Service

Service is a mechanism to enable access to one or more capabilities, where the access is provided using a prescribed interface and is exercised consistent with constraints and policies as specified by the service description[^1].

How to define a service

In the following example, we will define a service named User, which will register itself within a service registry called ServiceRegistry.

service User {

    service_registry=ServiceRegistry

    api{
        @crud
        typedef User [
            @id str username
            @required str password
            @required str email
        ]

        @rest(method=GET)
        list<User> listUsers()

        @rest(method=GET)
        bool userExists(str username)

        @rest(method=GET)
        str userEmail(str username)
    }
}

Attributes:

  • name (mandatory) - name of the service.
  • service_registry (optional) - reference to a service registry where the service will be registered,
  • ~~communication_style - tells which communication style will service use. This attribute can have either rpc or messaging as a value~~ This attribute is removed in version 0.3.0,
  • deployment (optional) - tells how service will be deployed (more info can be found here),
  • api (mandatory) - API of the service. Here you define all domain objects (via typedef) and functions accessible from the outside.

Communication style

Warning

This attribute is removed in version 0.3.0!

Communication style of a service is defined by communication_style attribute. Service can use RPC (Remote procedure call) or Messaging communication style.

To see how services can communicate, click here.

Attribute communication style is set like this:

service User {
    ...
    communication_style=rpc
    ...
}

or

service User {
    ...
    communication_style=messaging
    ...
}

API definition

Defining domain-objects

To define a domain object, use typedef construct. For example:

typedef Point [
    int x
    int y
]

Each typedef has a name and one-or-more fields.

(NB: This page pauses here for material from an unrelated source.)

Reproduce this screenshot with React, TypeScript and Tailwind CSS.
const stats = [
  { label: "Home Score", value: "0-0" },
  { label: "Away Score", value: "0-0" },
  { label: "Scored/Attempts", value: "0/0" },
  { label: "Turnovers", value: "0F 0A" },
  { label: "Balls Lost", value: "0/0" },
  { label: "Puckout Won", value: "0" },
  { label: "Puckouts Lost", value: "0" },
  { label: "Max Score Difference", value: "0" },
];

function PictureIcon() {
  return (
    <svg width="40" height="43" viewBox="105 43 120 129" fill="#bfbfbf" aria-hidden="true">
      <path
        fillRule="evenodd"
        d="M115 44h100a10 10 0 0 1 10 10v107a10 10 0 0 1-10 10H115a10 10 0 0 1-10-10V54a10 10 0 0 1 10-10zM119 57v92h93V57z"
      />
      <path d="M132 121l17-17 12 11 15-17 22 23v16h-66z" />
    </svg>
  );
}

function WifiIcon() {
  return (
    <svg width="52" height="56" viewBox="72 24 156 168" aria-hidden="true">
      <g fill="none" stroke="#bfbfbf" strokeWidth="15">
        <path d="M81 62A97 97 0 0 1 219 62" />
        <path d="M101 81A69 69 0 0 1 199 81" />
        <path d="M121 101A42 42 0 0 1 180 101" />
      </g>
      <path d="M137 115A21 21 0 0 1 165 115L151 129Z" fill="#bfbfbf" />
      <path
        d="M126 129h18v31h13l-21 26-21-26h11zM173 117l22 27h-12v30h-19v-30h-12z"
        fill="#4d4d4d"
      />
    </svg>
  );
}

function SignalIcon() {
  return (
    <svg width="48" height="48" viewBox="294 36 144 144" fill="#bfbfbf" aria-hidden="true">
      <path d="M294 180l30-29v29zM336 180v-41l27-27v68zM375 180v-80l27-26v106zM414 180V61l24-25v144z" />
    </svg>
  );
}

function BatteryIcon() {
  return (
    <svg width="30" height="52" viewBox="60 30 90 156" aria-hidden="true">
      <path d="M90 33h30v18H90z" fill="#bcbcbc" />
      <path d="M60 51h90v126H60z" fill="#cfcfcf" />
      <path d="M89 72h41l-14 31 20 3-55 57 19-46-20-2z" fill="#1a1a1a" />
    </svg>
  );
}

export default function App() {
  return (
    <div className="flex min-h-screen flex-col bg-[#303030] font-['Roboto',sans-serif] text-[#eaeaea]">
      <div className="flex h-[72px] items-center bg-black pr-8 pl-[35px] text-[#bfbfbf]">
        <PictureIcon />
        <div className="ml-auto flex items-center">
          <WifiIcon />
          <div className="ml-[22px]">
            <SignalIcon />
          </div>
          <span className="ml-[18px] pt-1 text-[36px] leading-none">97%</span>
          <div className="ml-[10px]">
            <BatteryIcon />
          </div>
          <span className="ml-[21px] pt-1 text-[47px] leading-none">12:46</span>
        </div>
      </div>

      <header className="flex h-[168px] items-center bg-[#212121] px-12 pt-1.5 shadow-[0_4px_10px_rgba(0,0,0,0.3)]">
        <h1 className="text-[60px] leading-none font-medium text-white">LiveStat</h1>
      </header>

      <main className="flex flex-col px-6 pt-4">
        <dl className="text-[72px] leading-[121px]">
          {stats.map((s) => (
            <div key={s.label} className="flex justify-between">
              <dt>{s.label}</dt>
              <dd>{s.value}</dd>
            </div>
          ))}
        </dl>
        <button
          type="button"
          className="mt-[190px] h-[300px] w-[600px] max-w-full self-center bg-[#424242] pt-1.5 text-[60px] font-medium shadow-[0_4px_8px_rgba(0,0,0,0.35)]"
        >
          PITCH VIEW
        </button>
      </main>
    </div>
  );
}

Field has following attributes:

  • data type (mandatory) - field's data type (list of available data types is here),
  • name (mandatory) - field's name,
  • classifiers (optional):
  • id - marks field as typedefs ID. Use @id annotation to set field as ID.
  • required - marks field as required. Use @required annotation to set field as required.
  • unique - value of the field must be unique in the database. Use @unique annotation to set field as unique.
  • ordered - typedef will be sorted by this field when retrieving from the database. Use @ordered annotation to set field as ordered.

Note

Classifiers unique and ordered are only partially supported for now!

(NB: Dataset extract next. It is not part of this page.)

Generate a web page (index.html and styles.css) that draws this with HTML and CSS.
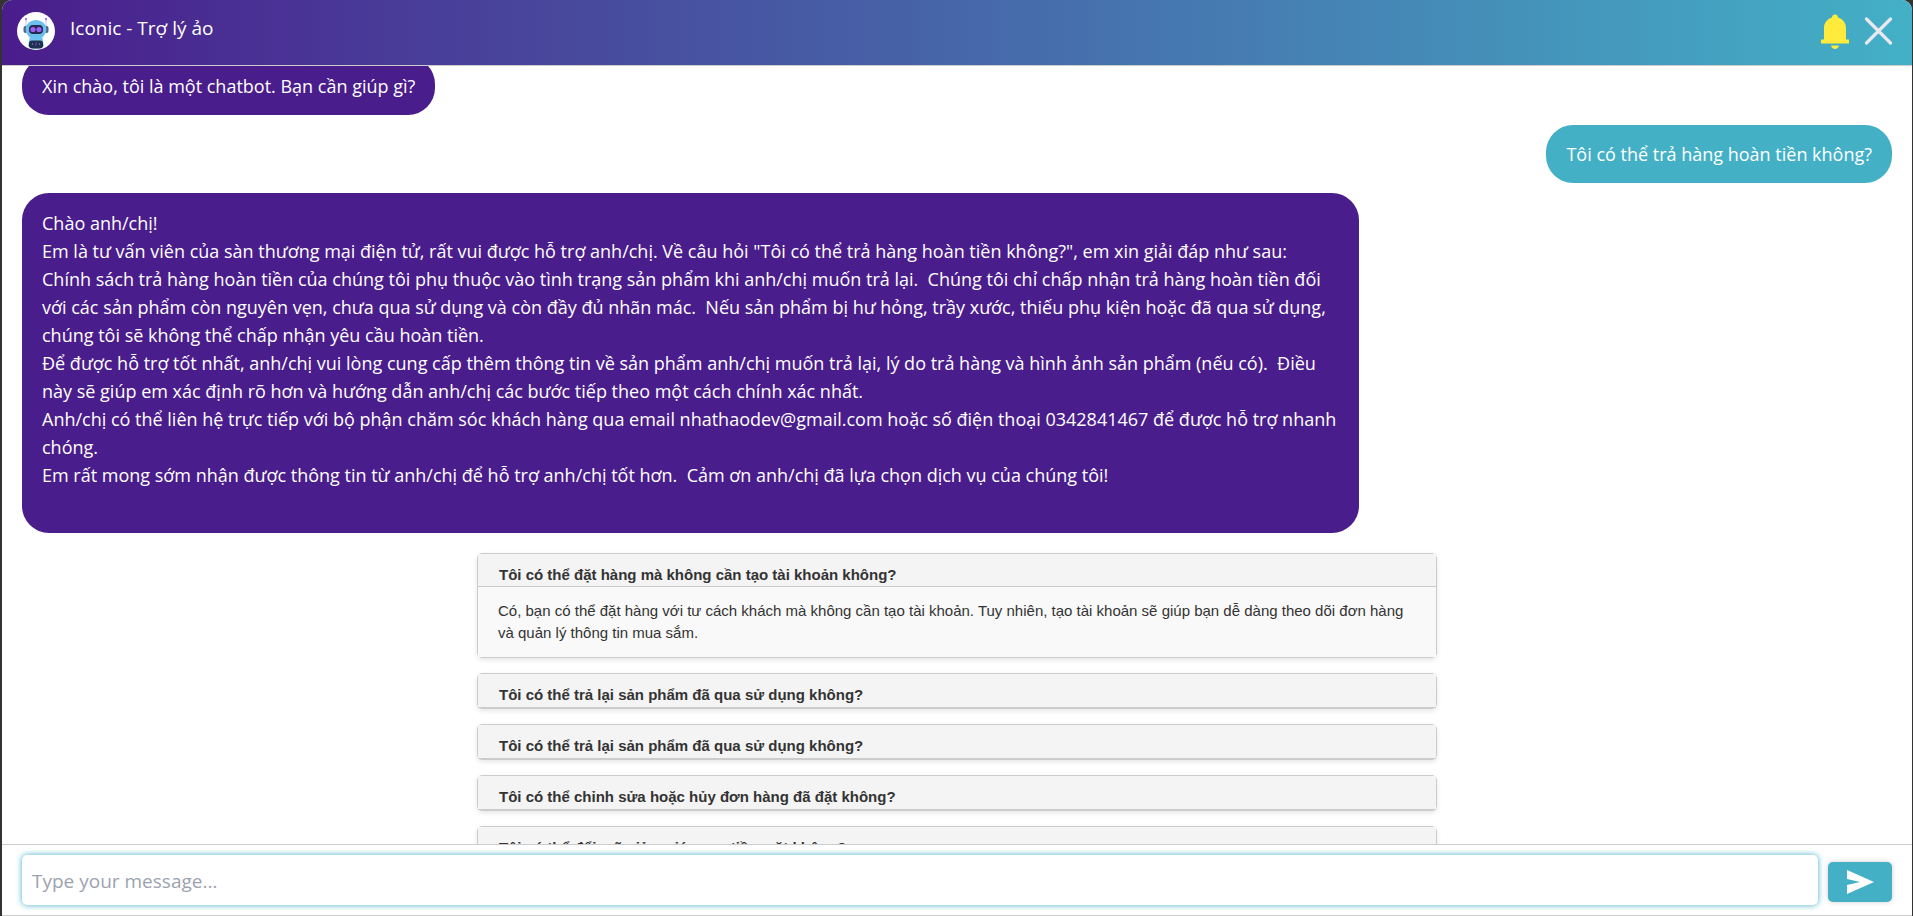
FILE: index.html
```html
<!DOCTYPE html>
<html lang="vi">
<head>
<meta charset="utf-8">
<title>Iconic - Trợ lý ảo</title>
<link rel="stylesheet" href="styles.css">
</head>
<body>
<main class="chat">
  <header class="chat-header">
    <svg class="avatar" viewBox="0 0 38 38" aria-hidden="true">
      <circle cx="19" cy="19" r="19" fill="#fff"/>
      <path d="M9 8v8M29 8v8" stroke="#c9bdf0" stroke-width="1"/>
      <circle cx="9" cy="7" r="1.2" fill="#a77be8"/><circle cx="29" cy="7" r="1.2" fill="#a77be8"/>
      <rect x="6.500" y="14" width="4" height="7" rx="2" fill="#4b6585"/><rect x="27.500" y="14" width="4" height="7" rx="2" fill="#4b6585"/>
      <path d="M13 24h12l2 10q-8 6-16 0z" fill="#6cc5f0"/>
      <ellipse cx="19" cy="17.500" rx="10.500" ry="9.500" fill="#6cc0ee"/>
      <rect x="12" y="13" width="14" height="9" rx="4" fill="#242a52"/>
      <circle cx="16" cy="17.500" r="2.600" fill="#9b62f2"/><circle cx="22" cy="17.500" r="2.600" fill="#9b62f2"/>
      <rect x="12" y="28.500" width="14" height="8" rx="3" fill="#22304f"/>
      <path d="M16 31l-1 1 1 1M22 31l1 1-1 1M19.500 30.500l-1 3" stroke="#7657b8" stroke-width="1" fill="none"/>
    </svg>
    <h1 class="chat-title">Iconic - Trợ lý ảo</h1>
    <div class="header-actions">
      <button class="icon-button" type="button" aria-label="Thông báo">
        <svg class="bell" viewBox="0 0 28 34" aria-hidden="true">
          <path fill="#ffeb3b" d="M14 0c-1.700 0-3 1.200-3 3C6 4.500 3 8.500 3 13.500V25H0v4h28v-4h-3V13.500C25 8.500 22 4.500 17 3c0-1.800-1.300-3-3-3zM10 31h8c-.5 2-2 3.500-4 3.500S10.500 33 10 31z"/>
        </svg>
      </button>
      <button class="icon-button" type="button" aria-label="Đóng">
        <svg class="close" viewBox="0 0 28 28" aria-hidden="true">
          <path d="M2 2l24 24M26 2L2 26" stroke="#e8e8ee" stroke-width="3.200" stroke-linecap="round"/>
        </svg>
      </button>
    </div>
  </header>

  <section class="messages" id="messages">
    <div class="bubble bot">Xin chào, tôi là một chatbot. Bạn cần giúp gì?</div>
    <div class="bubble user">Tôi có thể trả hàng hoàn tiền không?</div>
    <div class="bubble bot long">Chào anh/chị!
Em là tư vấn viên của sàn thương mại điện tử, rất vui được hỗ trợ anh/chị. Về câu hỏi "Tôi có thể trả hàng hoàn tiền không?", em xin giải đáp như sau:
Chính sách trả hàng hoàn tiền của chúng tôi phụ thuộc vào tình trạng sản phẩm khi anh/chị muốn trả lại.  Chúng tôi chỉ chấp nhận trả hàng hoàn tiền đối với các sản phẩm còn nguyên vẹn, chưa qua sử dụng và còn đầy đủ nhãn mác.  Nếu sản phẩm bị hư hỏng, trầy xước, thiếu phụ kiện hoặc đã qua sử dụng, chúng tôi sẽ không thể chấp nhận yêu cầu hoàn tiền.
Để được hỗ trợ tốt nhất, anh/chị vui lòng cung cấp thêm thông tin về sản phẩm anh/chị muốn trả lại, lý do trả hàng và hình ảnh sản phẩm (nếu có).  Điều này sẽ giúp em xác định rõ hơn và hướng dẫn anh/chị các bước tiếp theo một cách chính xác nhất.
Anh/chị có thể liên hệ trực tiếp với bộ phận chăm sóc khách hàng qua email nhathaodev@gmail.com hoặc số điện thoại 0342841467 để được hỗ trợ nhanh chóng.
Em rất mong sớm nhận được thông tin từ anh/chị để hỗ trợ anh/chị tốt hơn.  Cảm ơn anh/chị đã lựa chọn dịch vụ của chúng tôi!

</div>
    <div class="faq">
      <details class="faq-item" open>
        <summary class="faq-question">Tôi có thể đặt hàng mà không cần tạo tài khoản không?</summary>
        <p class="faq-answer">Có, bạn có thể đặt hàng với tư cách khách mà không cần tạo tài khoản. Tuy nhiên, tạo tài khoản sẽ giúp bạn dễ dàng theo dõi đơn hàng và quản lý thông tin mua sắm.</p>
      </details>
      <details class="faq-item">
        <summary class="faq-question">Tôi có thể trả lại sản phẩm đã qua sử dụng không?</summary>
      </details>
      <details class="faq-item">
        <summary class="faq-question">Tôi có thể trả lại sản phẩm đã qua sử dụng không?</summary>
      </details>
      <details class="faq-item">
        <summary class="faq-question">Tôi có thể chỉnh sửa hoặc hủy đơn hàng đã đặt không?</summary>
      </details>
      <details class="faq-item">
        <summary class="faq-question">Tôi có thể đổi mã giảm giá sang tiền mặt không?</summary>
      </details>
    </div>
  </section>

  <form class="composer">
    <input class="message-input" id="message" type="text" placeholder="Type your message..." aria-label="Type your message" autofocus>
    <button class="send" type="submit" aria-label="Gửi">
      <svg class="send-icon" viewBox="0 0 27 24" aria-hidden="true"><path fill="#fff" d="M0 0l27 12L0 24v-9l13-3L0 9z"/></svg>
    </button>
  </form>
</main>
<script src="chat.js"></script>
</body>
</html>
```
FILE: styles.css
```css
* { box-sizing: border-box; }

body {
  margin: 0;
  padding: 0 1px 0 2px;
  background: #333;
  font-family: "Segoe UI", "Open Sans", "Noto Sans", sans-serif;
}

.chat {
  display: flex;
  flex-direction: column;
  height: 100vh;
  background: #fff;
  border-bottom: 1px solid #ccc;
  border-radius: 10px 10px 0 0;
  overflow: hidden;
}

.chat-header {
  display: flex;
  flex: none;
  align-items: flex-start;
  gap: 15px;
  height: 66px;
  padding: 12px 19px 0 15px;
  border-bottom: 1px solid #ccc;
  background: linear-gradient(90deg, #4a1d8c, #43b0c6);
}

.avatar { width: 38px; height: 38px; }

.chat-title {
  margin: 0;
  color: #fff;
  font-size: 19px;
  font-weight: 400;
  line-height: 32px;
}

.header-actions {
  display: flex;
  align-items: center;
  gap: 15px;
  height: 38px;
  margin-left: auto;
}

.icon-button {
  display: flex;
  padding: 0;
  border: 0;
  background: none;
}

.bell { width: 28px; height: 35px; }
.close { width: 29px; height: 28px; }

.messages {
  display: flex;
  flex: 1;
  flex-direction: column;
  gap: 10px;
  min-height: 0;
  padding: 20px;
  overflow-y: auto;
  scrollbar-width: none;
}

.bubble {
  flex: none;
  max-width: 1337px;
  padding: 15px 20px;
  border-radius: 27px;
  color: #fff;
  font-size: 18px;
  line-height: 28px;
  white-space: pre-wrap;
}

.bot { align-self: flex-start; background: #4a1d8c; }
.user { align-self: flex-end; background: #43b0c6; }
.long { padding: 16px 20px; }

.faq {
  flex: none;
  align-self: center;
  width: 960px;
  max-width: 100%;
  padding: 10px 0 20px;
  color: #333;
  font-family: Arial, "Liberation Sans", sans-serif;
}

.faq-item {
  margin-bottom: 15px;
  border: 1px solid #ccc;
  border-radius: 5px;
  box-shadow: 0 2px 5px rgba(0, 0, 0, 0.1);
}

.faq-question {
  padding: 10px 21px 1px;
  border-bottom: 1px solid #ccc;
  background: #f4f4f4;
  font-size: 15px;
  font-weight: 700;
  line-height: 22px;
  list-style: none;
}

.faq-answer {
  margin: 0;
  padding: 13px 20px;
  background: #f9f9f9;
  font-size: 15px;
  line-height: 22px;
}

.faq-item[open] .faq-question { padding-bottom: 0; }

.composer {
  display: flex;
  flex: none;
  align-items: center;
  gap: 10px;
  padding: 10px 20px;
  border-top: 1px solid #ccc;
}

.message-input {
  flex: 1;
  height: 50px;
  padding: 2px 10px 0;
  border: 0;
  border-radius: 5px;
  outline: 0;
  background: #fff;
  box-shadow: 0 0 6px #43b0c6;
  caret-color: #000;
  color: #333;
  font-family: inherit;
  font-size: 19px;
}

.message-input::placeholder { color: #9ca3af; }

.send {
  display: flex;
  align-items: center;
  justify-content: center;
  width: 64px;
  height: 40px;
  margin-top: 4px;
  padding: 0;
  border: 0;
  border-radius: 5px;
  background: #43b0c6;
  box-shadow: 0 0 5px rgba(0, 0, 0, 0.2);
}

.send-icon { width: 27px; height: 24px; }
```
FILE: chat.js
```js
document.getElementById("messages").scrollTop = 29;
document.getElementById("message").focus({ preventScroll: true });
```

Following example demonstrates how to define fields with aforementioned attributes:

    typedef User [
        @id str username
        @required str password
        @required @unique str email
    ]

    or in different formatting:

    typedef User [
        @id
        str username

        @required
        str password

        @required
        @unique
        str email
    ]

Domain objects are accessible only within the service itself. To manipulate with domain objects you need methods. CRUD methods for a domain object can be generated automatically by applying CRUD annotations:

  • @crud - generates ALL CRUD methods for a typedef,
  • @create - generates only CREATE method,
  • @read - generates only READ method for a typedef,
  • @update - generates only UPDATE method for a typedef, and
  • @delete - generates only DELETE method for a typedef.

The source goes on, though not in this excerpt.